Rows from a dataset
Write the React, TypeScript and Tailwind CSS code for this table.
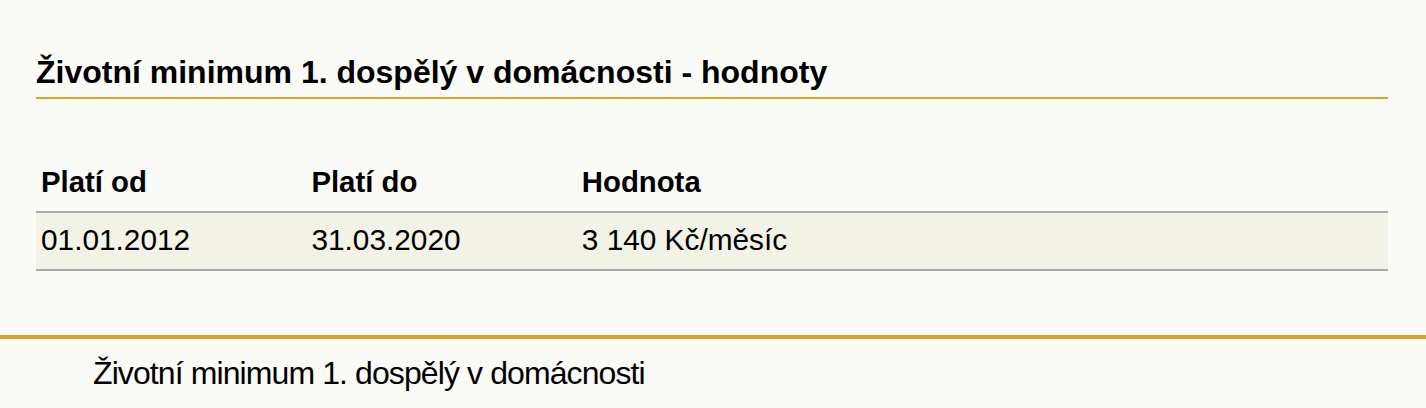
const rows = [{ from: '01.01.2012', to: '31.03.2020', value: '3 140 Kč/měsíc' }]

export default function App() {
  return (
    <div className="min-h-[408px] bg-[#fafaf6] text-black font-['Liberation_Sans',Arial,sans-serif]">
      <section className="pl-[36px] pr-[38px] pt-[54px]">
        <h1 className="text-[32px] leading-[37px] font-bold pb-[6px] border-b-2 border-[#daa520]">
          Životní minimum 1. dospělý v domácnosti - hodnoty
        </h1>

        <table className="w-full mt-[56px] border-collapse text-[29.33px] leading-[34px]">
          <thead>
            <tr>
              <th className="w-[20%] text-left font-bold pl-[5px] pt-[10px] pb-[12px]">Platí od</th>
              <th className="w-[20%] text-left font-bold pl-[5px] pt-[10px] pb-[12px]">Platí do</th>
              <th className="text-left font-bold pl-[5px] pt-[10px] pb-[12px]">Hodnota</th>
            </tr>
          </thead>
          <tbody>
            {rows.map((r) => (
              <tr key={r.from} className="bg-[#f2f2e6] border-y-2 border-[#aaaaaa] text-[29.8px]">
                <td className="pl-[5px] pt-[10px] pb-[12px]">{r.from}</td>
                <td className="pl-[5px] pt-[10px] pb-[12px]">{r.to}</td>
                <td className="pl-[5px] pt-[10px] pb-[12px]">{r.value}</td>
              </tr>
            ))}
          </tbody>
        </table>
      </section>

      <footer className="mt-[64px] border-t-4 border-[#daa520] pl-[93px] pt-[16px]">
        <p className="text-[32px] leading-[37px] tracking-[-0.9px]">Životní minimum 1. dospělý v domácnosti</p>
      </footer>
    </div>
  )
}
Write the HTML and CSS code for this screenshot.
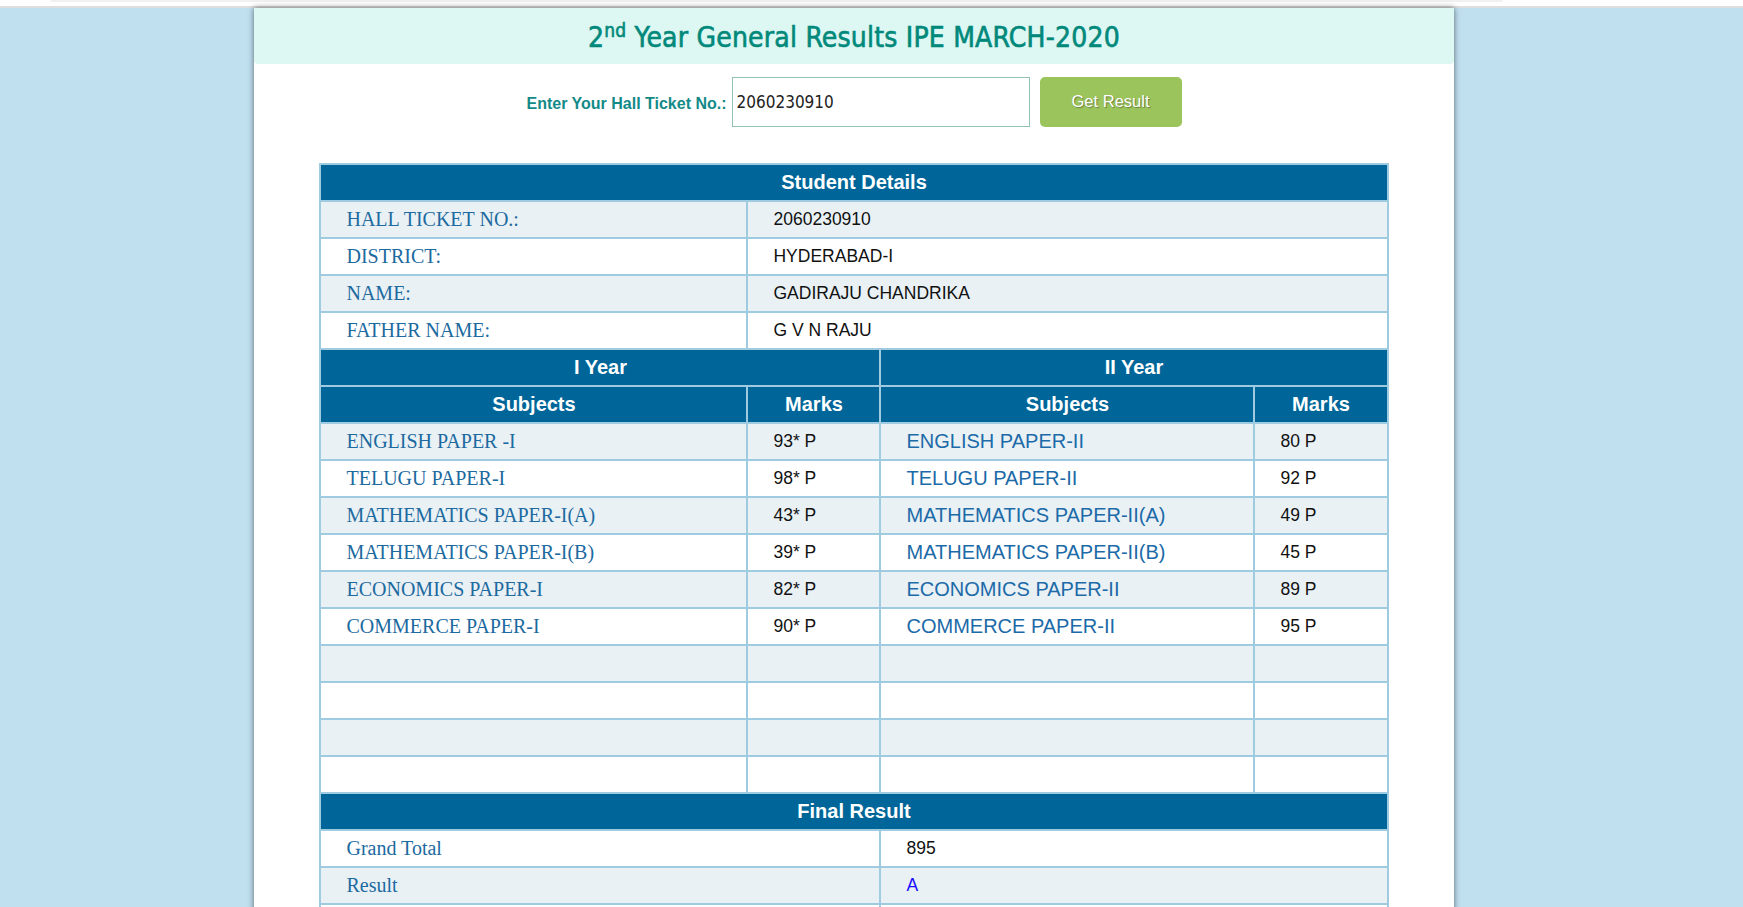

Task instructions:
Transcribe every record above exactly as written, leaving out any pictures.

Result below:
Write the React, TypeScript and Tailwind CSS code for this table.
const rows = [{ from: '01.01.2012', to: '31.03.2020', value: '3 140 Kč/měsíc' }]

export default function App() {
  return (
    <div className="min-h-[408px] bg-[#fafaf6] text-black font-['Liberation_Sans',Arial,sans-serif]">
      <section className="pl-[36px] pr-[38px] pt-[54px]">
        <h1 className="text-[32px] leading-[37px] font-bold pb-[6px] border-b-2 border-[#daa520]">
          Životní minimum 1. dospělý v domácnosti - hodnoty
        </h1>

        <table className="w-full mt-[56px] border-collapse text-[29.33px] leading-[34px]">
          <thead>
            <tr>
              <th className="w-[20%] text-left font-bold pl-[5px] pt-[10px] pb-[12px]">Platí od</th>
              <th className="w-[20%] text-left font-bold pl-[5px] pt-[10px] pb-[12px]">Platí do</th>
              <th className="text-left font-bold pl-[5px] pt-[10px] pb-[12px]">Hodnota</th>
            </tr>
          </thead>
          <tbody>
            {rows.map((r) => (
              <tr key={r.from} className="bg-[#f2f2e6] border-y-2 border-[#aaaaaa] text-[29.8px]">
                <td className="pl-[5px] pt-[10px] pb-[12px]">{r.from}</td>
                <td className="pl-[5px] pt-[10px] pb-[12px]">{r.to}</td>
                <td className="pl-[5px] pt-[10px] pb-[12px]">{r.value}</td>
              </tr>
            ))}
          </tbody>
        </table>
      </section>

      <footer className="mt-[64px] border-t-4 border-[#daa520] pl-[93px] pt-[16px]">
        <p className="text-[32px] leading-[37px] tracking-[-0.9px]">Životní minimum 1. dospělý v domácnosti</p>
      </footer>
    </div>
  )
}
Write the HTML and CSS code for this screenshot.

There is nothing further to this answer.